I'm trying to determine if this is clear cut and all players and parents involved would be in agreement with the assessment.  If so, then there are probably some courses of action that should be considered.  You said he expects more out of your son.  So, it sounds like your son is one that holds the most respect from him if there is such a thing.  It may be helpful if your son was able to ask for a sit-down with the coach and respectfully express that he feels like his teammates are struggling to perform to their abilities because they feel like they are constantly getting beat down and can't seem to do anything right by their leader, despite efforts.  Respectfully express that they are trying to play hard for him but having a hard time enjoying playing the game because everything is always negative.  If your son feels that this would not go well and put him in a bad spot, then there are other options.  Again, if there is certainty that there is pretty much unanimous opinion on this, a respectful comment to the AD, preferably by a parent that has some decent relationship/dialog with the AD, would be a worthwhile starting point.

With all this said, some of the things you mention suggest that the coach is particularly unhappy with this particular group's overall efforts.  If he is mostly right, then maybe it is the players who need to be making the effort to turn things around.  We are unable to see what is actually happening so hard for us to tell.

To some of your other points...

There are several valid reasons why a coach may not post stats.  Don't sweat this one.  Your son is not going to be recruited or not recruited based on HS stats being posted or not.

"hit the top half" - this is certainly out the window as a a mainstream hit teach but it can be appropriate situationally (hit-and-run, pure speed guy, etc.).  It sounds like your son is interested in continuing his playing days beyond HS.  The more important takeaway is what Dominic alluded to... your son won't necessarily be able to pick his coaches going forward and he is certain to run into instruction that conflicts with what he has had in the past and/or what works best for him.  He will have to learn how to navigate these instances.  My preference is good open communication and working toward best resolution.  Others will suggest differently.  In any case, he will have to love playing enough to be willing to work through these inevitable issues if he wishes to continue on.

Venting here is generally a good idea... much better than inflicting negativity among the other players and parents and/or your own son.  But, again, if you are really confident that the problem is clearly affecting all, I would look into those action steps.

Best to you.

I would just like to caution about getting involved directly and having conversations with coach, asst coaches, or administration if high school.  If in fact coach is a "bully" as was described above a reaction may be as a bully he will take it out on someone weaker, thus possibly your son.

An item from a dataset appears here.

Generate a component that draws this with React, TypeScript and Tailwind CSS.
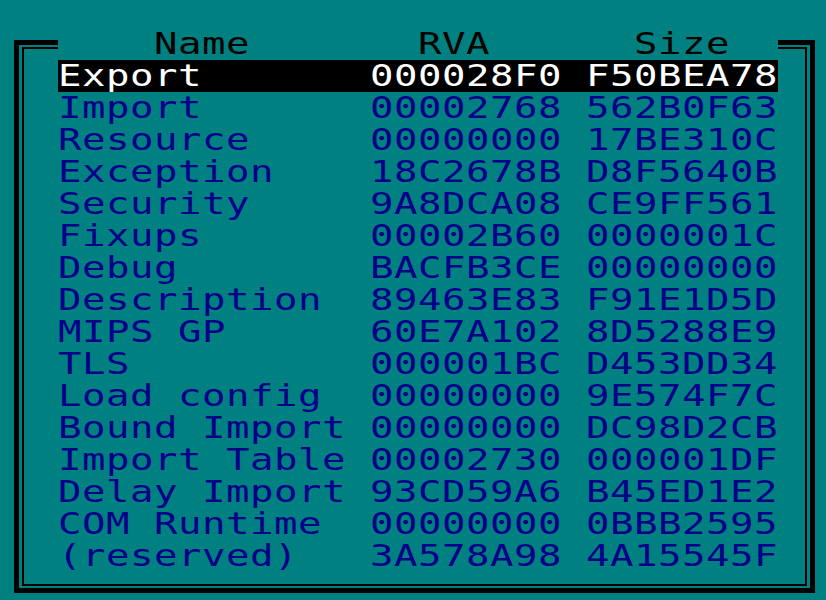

I've seen first handed where hc had something against a few ballplayers and buried them on the bench.  Fortunately one never gave up, used a connection to play on a P5 school, started, left after 3 years and is now in minors, all from rarely playing in high school.  Just tread water carefully, unless transferring is a real possibility.

If a high school coach can drive the love out of the game for a kid he doesn’t have what it takes to play college ball. College ball is so physically and mentally demanding no matter how much a kid loves the game he will have days wondering why he’s committed so much to baseball. It’s when “because I love this game so much and I’ll do anything to stay in the game” better kick in immediately.

Last edited by RJM
Doc1990 posted:

I get the some coaches you don't like, but I do like this coach.  He just needs to make some changes and actually do some coaching!

Have you ever had a coach that was negative all the time? 

 

Yep. And it can be very difficult.  We had it for 4 years in HS. You have to really love the game to be there. As a player and parent, you can learn a lot from this situation. It makes you stronger, teaches you how NOT to act, for example. Stay positive and try to laugh about it with your son. And yes I really do understand!

One time a college coach called this particular HS coach about a player. His response “I didn’t know Chuck wanted to play college ball”. 

Try not to worry about what you can’t control. College coaches learn who they can trust, and our coach, well, not so much. 

Happened to local Private HS last 3 years. Legendary  44 yr, 800 win coach. He's at the point where he just does menial coaching. His son does 99 % of the coaching. 2 boys playing for Carolina dont speak to him. Entire senior class of 2017 didnt go out for team senior year. This years seniors went to 19-2 and he was "off the rails" & " out of his mind " they completely stopped talking to the staff and tanked 3 straight games ending the season. Coaches from Duke, Penn State and Darmouth , St. Josephs have all been treated like garbage. Elon commit transferred just before season. His father told me that the coach was calling and bashing his son daily months before season started. A hard coach whos trying to bring out the best in a boy is one thing, but a bad coach who's really an ass and doesnt promote or praise his teams efforts will never get the best out of the boys.  play summer ball. Get the bad taste out of your mouth. Seriously think of transferring. This coach will not help in recruiting. Neither will your travel team either really. Its up to you & your son to get your names on radars and your son in front of  targeted coaches. Theres a lot of talented players wanting finite spots. There is no room for being shy, timid. If  he wants something, tell him to 1000%. Dont worry, a coach will tell you when its time to stop. Best of luck.

Ok, for a minute there I thought you where talking about my kid's old coach.  For two years, he had a very "negative" coach.  You strike out, he was on you.  Made a mistake, you heard about it.  It was certainly hard to watch at time.  HOWEVER, at the the same time he was BY FAR the best coach my kid had in baseball.  Practices where intense but they actually learned something and became better players (so much so that my kid was showing the HS infielders how to properly field because the HS coach was clueless).  Now my kid needs a good kick in the rear sometimes -- he doesn't do well with today warm fuzzy smilely face coaches.  

So my advice, really look at the situation.  Is it all negative, or is there some positive?  The positive usually happens "out of sight" unfortunately.  Is he learning to be a better player?  Or is the guy just a clueless dork?  Then you need to decide.  Good luck.